-------- Supplied information

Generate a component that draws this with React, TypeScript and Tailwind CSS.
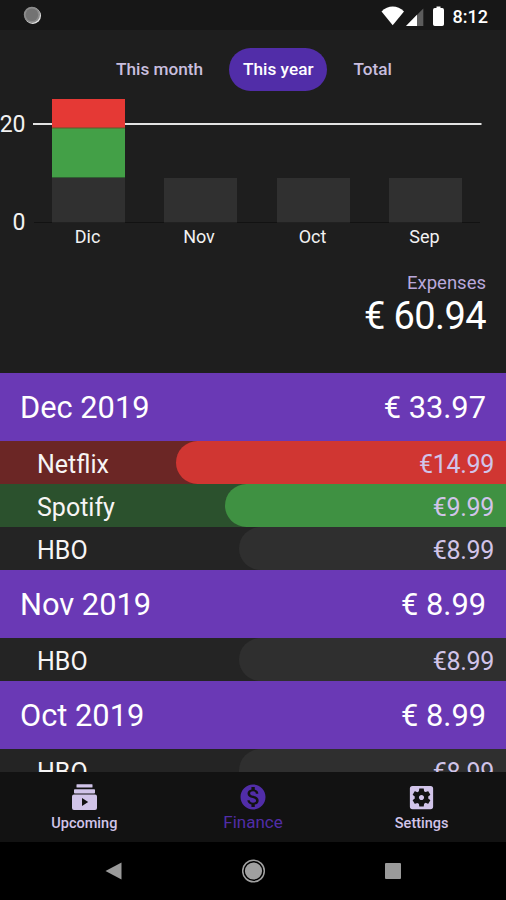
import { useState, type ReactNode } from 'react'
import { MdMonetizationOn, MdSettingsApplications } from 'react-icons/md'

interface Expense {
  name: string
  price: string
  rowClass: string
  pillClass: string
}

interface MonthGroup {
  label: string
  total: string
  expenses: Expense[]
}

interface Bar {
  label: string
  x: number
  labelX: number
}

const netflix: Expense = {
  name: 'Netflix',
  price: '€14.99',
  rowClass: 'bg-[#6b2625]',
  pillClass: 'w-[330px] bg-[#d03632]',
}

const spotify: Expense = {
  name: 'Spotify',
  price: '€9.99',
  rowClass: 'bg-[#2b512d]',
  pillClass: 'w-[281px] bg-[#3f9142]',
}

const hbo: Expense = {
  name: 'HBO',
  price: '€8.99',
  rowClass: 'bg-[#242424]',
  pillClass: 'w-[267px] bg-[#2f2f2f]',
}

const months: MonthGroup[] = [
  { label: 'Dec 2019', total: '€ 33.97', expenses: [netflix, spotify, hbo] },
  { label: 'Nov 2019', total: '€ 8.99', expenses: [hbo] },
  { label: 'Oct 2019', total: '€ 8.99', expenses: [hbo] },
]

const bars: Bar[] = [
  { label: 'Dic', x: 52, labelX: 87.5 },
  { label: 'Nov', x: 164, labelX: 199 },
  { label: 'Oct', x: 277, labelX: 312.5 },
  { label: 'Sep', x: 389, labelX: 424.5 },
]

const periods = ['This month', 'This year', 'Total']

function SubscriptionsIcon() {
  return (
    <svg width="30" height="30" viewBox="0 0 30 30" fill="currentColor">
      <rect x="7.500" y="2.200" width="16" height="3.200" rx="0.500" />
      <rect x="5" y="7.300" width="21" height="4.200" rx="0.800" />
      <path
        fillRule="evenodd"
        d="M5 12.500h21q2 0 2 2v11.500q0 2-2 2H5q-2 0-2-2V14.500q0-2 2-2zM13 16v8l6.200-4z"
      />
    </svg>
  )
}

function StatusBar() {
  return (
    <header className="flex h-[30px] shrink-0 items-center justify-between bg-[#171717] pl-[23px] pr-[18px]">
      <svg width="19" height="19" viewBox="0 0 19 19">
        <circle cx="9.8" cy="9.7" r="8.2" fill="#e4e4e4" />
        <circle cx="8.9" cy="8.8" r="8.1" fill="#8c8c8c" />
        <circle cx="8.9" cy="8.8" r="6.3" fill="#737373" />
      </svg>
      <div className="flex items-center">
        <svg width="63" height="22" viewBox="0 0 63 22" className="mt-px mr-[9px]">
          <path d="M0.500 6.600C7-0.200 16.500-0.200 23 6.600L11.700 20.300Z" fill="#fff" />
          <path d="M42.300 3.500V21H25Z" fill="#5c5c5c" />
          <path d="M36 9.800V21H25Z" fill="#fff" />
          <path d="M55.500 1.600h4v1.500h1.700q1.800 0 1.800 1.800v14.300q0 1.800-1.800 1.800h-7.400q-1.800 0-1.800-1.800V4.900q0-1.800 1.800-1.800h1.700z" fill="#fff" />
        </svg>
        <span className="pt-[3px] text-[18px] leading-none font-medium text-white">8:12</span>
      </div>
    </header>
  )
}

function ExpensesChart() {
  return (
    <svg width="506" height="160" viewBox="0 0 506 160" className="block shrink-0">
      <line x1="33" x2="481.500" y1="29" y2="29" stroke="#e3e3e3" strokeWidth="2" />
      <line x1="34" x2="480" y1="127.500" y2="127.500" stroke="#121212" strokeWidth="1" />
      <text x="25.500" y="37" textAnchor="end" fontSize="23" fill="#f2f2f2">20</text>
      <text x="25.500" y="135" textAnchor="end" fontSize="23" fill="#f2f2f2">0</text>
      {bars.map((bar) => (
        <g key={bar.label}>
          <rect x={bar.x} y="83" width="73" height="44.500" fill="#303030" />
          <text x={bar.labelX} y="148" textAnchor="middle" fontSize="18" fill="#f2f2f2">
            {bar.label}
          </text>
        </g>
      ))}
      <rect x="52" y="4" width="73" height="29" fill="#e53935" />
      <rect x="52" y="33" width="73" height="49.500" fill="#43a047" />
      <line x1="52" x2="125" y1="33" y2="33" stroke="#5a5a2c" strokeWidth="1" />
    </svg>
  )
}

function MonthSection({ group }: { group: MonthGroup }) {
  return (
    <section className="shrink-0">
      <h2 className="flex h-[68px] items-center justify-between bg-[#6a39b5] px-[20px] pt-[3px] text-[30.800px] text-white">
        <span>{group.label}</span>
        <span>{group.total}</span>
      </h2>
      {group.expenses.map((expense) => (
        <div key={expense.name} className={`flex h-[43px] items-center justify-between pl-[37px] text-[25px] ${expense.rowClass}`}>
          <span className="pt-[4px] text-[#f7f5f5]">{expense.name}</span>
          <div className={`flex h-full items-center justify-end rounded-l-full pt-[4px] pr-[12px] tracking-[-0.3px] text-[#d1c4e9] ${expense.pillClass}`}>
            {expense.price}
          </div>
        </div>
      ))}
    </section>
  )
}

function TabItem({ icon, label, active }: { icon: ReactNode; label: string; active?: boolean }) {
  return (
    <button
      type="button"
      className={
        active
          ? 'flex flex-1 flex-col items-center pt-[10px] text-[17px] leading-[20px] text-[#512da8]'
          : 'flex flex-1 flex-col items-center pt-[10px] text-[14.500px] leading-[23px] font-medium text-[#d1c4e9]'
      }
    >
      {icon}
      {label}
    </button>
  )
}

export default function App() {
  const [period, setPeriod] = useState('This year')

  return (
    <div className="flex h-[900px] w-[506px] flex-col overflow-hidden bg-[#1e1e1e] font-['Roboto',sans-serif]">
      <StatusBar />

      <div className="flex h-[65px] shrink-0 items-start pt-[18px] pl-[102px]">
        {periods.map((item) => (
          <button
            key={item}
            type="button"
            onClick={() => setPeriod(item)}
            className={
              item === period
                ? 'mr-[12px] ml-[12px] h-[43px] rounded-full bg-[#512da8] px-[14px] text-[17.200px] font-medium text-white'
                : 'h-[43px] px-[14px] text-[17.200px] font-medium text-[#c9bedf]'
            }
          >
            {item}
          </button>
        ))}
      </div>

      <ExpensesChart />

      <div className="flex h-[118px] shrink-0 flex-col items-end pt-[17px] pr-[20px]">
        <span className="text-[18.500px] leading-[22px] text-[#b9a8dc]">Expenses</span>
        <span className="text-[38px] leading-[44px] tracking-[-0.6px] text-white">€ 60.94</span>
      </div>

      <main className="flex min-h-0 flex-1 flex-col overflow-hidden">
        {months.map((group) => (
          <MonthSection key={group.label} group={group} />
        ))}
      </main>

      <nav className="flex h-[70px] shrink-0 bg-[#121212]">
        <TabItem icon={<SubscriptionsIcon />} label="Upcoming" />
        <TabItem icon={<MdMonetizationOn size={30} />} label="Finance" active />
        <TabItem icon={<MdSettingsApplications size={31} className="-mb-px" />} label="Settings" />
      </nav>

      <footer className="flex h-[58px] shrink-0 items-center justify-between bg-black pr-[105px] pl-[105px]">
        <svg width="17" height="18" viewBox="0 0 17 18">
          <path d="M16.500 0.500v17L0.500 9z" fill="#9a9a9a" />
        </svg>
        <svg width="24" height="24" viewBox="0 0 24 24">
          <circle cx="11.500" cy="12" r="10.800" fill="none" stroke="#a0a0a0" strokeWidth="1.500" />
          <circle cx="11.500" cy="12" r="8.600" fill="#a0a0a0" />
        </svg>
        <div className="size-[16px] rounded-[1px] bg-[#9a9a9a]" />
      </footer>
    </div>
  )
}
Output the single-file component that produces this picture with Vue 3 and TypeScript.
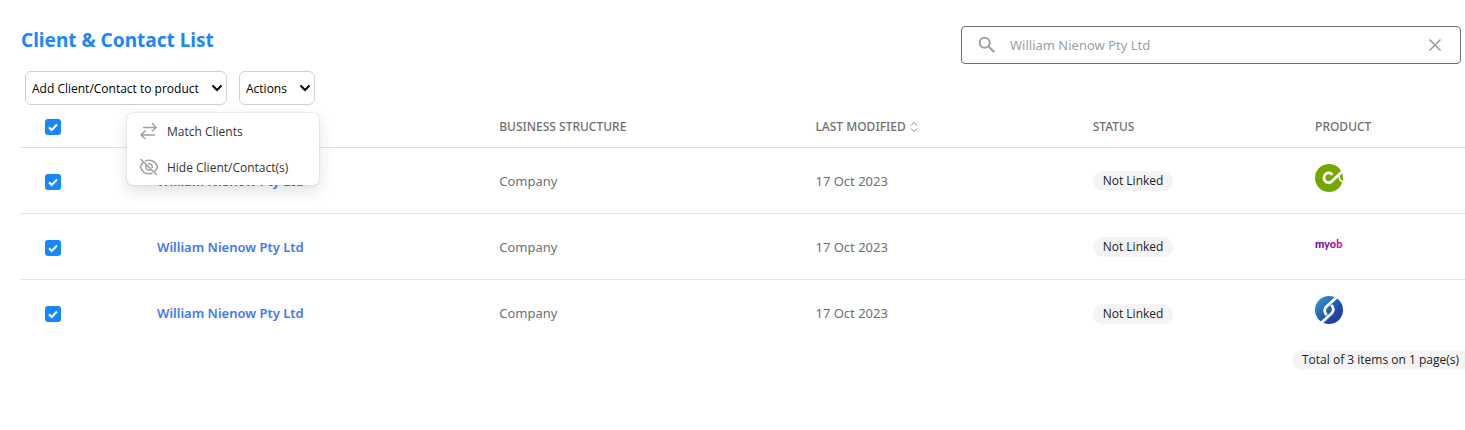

----------------

Short problem: Find the lines holding "TypeScript" and list every one.

Answer for this exercise:
Generate a component that draws this with React, TypeScript and Tailwind CSS.
Output the single-file component that produces this picture with Vue 3 and TypeScript.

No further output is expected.